**Task statement**
Review the material and extract every line in which the word "Give" occurs.

**Provided information**

>> BEGIN

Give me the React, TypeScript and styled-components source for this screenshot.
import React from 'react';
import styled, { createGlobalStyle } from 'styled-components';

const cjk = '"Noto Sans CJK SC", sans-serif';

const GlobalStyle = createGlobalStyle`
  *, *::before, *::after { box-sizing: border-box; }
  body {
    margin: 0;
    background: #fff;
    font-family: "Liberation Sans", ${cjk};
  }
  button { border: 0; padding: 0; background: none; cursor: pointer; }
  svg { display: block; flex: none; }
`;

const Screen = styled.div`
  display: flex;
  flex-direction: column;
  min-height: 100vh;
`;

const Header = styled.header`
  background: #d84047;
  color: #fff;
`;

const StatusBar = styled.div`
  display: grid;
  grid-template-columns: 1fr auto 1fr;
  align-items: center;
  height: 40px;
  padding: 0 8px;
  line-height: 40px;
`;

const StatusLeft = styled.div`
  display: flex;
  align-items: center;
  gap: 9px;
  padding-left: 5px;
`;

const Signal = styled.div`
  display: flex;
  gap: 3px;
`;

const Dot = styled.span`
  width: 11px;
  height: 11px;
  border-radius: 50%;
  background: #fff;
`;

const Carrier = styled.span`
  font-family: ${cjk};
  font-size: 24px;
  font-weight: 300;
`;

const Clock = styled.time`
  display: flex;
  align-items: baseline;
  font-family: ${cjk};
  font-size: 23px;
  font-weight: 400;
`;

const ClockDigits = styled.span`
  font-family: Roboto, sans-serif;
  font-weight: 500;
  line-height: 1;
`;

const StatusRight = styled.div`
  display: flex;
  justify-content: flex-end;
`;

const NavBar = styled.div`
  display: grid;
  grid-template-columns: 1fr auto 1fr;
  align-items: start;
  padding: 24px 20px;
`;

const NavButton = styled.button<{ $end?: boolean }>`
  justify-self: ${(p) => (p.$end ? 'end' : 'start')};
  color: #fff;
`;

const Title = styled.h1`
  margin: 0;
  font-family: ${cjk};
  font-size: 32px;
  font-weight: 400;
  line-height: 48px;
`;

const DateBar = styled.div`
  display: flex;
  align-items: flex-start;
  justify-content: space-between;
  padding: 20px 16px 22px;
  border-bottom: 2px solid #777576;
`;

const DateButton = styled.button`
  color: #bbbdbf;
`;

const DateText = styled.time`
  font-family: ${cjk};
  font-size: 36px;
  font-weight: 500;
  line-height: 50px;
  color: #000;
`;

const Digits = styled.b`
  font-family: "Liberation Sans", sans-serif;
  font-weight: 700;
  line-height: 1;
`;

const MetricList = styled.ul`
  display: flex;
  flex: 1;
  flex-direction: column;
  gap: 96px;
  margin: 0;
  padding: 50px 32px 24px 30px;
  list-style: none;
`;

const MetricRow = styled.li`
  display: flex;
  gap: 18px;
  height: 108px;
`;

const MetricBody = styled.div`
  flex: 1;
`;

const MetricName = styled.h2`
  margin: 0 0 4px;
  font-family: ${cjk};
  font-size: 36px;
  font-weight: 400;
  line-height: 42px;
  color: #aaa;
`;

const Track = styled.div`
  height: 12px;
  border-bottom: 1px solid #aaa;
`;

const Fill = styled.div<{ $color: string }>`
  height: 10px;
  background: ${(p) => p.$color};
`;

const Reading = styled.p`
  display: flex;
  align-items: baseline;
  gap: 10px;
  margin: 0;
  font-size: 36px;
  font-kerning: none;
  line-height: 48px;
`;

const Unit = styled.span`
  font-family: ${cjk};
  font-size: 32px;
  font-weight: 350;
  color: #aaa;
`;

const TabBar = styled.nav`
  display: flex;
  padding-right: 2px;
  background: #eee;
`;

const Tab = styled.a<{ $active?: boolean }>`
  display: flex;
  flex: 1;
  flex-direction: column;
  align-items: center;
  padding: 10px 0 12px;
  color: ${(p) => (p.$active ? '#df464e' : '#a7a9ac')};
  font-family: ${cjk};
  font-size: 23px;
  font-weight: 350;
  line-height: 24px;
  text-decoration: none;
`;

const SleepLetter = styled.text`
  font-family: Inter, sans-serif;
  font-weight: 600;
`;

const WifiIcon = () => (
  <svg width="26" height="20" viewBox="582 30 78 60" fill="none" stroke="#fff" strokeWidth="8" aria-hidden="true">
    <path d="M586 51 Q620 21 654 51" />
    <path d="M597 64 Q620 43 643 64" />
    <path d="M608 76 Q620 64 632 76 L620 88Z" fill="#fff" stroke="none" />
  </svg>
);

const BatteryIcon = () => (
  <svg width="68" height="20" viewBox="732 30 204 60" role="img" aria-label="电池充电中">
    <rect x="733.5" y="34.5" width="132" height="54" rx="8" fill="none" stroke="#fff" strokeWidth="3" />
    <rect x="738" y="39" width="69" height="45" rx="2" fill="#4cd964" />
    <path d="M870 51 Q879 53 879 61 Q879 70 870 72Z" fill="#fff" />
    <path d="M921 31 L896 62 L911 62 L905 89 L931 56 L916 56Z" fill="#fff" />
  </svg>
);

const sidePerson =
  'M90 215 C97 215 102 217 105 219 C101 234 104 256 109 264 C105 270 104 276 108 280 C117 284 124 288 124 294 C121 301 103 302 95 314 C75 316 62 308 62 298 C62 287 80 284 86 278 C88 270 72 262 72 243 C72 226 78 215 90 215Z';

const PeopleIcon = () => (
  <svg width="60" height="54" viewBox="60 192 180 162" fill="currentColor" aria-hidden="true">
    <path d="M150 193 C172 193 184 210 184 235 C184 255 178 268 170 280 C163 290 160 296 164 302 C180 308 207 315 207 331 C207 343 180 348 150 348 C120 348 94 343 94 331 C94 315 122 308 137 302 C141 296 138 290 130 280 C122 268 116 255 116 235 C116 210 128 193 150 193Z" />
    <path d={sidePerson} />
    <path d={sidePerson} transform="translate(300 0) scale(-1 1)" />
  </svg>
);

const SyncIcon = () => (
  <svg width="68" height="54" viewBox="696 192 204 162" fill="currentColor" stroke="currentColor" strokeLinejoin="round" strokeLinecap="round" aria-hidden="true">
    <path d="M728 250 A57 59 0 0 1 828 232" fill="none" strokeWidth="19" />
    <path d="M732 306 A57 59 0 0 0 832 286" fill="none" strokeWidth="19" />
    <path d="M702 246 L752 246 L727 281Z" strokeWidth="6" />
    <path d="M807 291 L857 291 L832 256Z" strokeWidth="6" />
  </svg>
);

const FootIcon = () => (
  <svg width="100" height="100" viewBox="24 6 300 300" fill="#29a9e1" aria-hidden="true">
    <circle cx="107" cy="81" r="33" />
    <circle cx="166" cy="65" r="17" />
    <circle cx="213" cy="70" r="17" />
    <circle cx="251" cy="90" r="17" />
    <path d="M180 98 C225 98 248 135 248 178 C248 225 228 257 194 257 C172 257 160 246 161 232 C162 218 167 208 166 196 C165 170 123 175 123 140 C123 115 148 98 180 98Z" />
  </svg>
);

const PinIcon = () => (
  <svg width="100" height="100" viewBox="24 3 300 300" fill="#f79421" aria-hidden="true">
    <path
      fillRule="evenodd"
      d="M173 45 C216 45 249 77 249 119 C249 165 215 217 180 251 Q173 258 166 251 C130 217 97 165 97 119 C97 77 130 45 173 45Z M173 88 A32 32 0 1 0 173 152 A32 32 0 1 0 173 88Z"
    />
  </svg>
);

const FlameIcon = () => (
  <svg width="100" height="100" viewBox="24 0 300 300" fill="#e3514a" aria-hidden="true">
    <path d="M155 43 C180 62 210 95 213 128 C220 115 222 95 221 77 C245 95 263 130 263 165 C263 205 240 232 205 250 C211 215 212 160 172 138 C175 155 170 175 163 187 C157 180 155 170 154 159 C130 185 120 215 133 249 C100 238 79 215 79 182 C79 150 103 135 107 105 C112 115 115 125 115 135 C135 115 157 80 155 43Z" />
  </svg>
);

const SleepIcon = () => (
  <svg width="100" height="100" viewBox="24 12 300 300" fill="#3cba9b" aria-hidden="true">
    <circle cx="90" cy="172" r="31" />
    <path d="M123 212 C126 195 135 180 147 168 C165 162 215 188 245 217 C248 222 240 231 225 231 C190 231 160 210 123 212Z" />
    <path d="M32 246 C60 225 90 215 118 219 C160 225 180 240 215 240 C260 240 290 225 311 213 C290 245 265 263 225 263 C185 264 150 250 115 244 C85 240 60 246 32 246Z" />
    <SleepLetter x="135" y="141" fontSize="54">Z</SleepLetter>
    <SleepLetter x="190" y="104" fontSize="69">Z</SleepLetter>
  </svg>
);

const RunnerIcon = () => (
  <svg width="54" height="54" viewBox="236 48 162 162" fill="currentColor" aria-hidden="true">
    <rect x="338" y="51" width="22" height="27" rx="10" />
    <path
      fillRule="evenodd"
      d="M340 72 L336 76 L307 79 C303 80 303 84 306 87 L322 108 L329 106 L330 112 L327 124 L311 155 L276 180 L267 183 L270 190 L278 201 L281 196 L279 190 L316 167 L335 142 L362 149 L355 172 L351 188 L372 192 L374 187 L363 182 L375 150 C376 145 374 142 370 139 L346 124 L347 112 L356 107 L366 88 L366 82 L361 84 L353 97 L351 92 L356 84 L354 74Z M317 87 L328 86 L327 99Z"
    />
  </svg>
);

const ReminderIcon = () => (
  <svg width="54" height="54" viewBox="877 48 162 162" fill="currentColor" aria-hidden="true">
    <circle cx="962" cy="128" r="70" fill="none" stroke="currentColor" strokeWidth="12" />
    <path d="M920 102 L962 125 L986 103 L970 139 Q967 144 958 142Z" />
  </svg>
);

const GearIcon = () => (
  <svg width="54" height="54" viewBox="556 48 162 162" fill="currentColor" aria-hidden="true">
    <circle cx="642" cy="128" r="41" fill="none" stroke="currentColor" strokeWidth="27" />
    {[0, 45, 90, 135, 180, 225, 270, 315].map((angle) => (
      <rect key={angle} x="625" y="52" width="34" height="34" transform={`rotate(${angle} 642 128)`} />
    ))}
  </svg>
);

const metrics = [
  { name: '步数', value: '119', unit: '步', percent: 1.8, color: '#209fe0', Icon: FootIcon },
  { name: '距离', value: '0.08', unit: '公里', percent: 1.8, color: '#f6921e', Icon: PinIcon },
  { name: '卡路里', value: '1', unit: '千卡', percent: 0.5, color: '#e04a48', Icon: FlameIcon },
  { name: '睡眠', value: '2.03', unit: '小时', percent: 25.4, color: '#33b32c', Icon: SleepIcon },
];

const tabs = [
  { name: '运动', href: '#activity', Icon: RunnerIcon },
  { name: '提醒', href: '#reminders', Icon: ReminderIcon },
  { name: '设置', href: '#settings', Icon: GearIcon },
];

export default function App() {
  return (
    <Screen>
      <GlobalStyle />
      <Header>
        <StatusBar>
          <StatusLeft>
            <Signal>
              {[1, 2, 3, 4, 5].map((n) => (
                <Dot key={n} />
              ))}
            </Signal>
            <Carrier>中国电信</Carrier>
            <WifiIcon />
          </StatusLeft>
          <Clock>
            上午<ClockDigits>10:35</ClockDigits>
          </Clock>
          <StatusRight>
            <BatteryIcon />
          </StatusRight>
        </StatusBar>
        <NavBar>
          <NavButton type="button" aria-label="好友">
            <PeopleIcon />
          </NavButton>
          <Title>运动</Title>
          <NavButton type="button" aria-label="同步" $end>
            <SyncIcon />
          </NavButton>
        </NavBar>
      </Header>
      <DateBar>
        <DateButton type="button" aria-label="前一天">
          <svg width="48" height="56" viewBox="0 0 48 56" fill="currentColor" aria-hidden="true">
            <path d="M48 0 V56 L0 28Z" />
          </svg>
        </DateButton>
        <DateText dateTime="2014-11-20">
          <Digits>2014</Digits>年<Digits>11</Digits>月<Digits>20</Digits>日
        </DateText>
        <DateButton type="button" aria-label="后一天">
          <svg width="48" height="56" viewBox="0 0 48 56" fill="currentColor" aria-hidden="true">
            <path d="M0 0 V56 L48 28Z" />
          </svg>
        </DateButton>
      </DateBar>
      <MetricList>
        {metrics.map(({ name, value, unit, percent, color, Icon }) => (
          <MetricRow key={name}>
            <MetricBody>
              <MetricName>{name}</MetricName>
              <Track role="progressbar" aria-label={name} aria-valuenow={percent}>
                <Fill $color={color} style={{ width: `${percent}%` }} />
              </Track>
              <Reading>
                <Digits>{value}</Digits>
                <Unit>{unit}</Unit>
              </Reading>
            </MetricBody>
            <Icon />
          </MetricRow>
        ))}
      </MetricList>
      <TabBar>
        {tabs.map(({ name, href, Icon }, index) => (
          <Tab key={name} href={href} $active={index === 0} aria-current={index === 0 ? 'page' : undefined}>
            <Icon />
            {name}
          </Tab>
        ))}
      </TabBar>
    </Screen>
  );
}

>> END
>> BEGIN

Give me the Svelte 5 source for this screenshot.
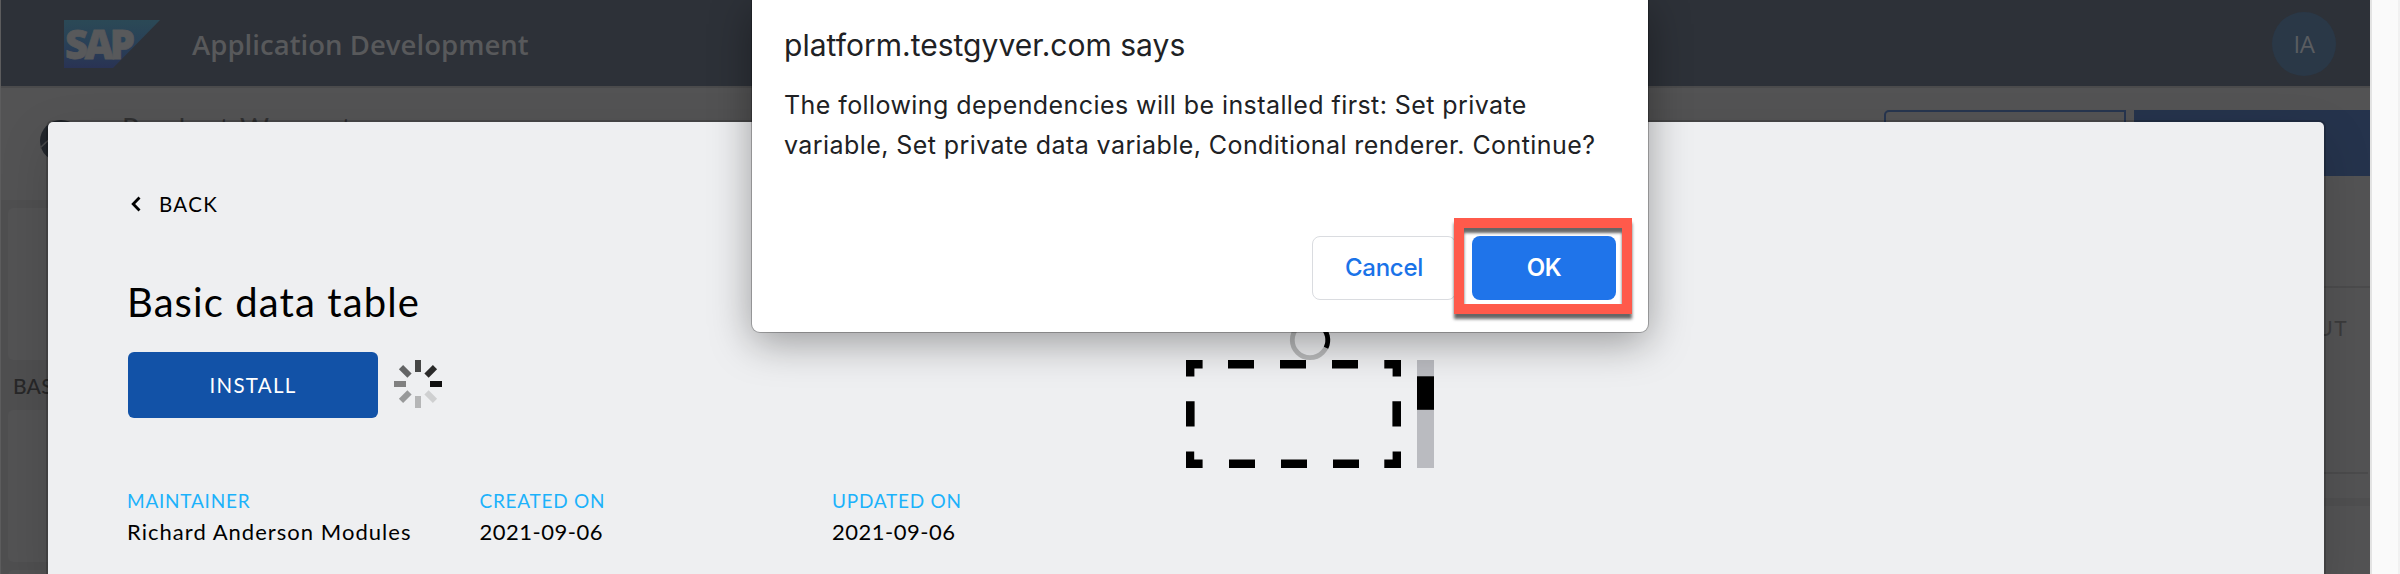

>> END

**Written reply**
Give me the React, TypeScript and styled-components source for this screenshot.
Give me the Svelte 5 source for this screenshot.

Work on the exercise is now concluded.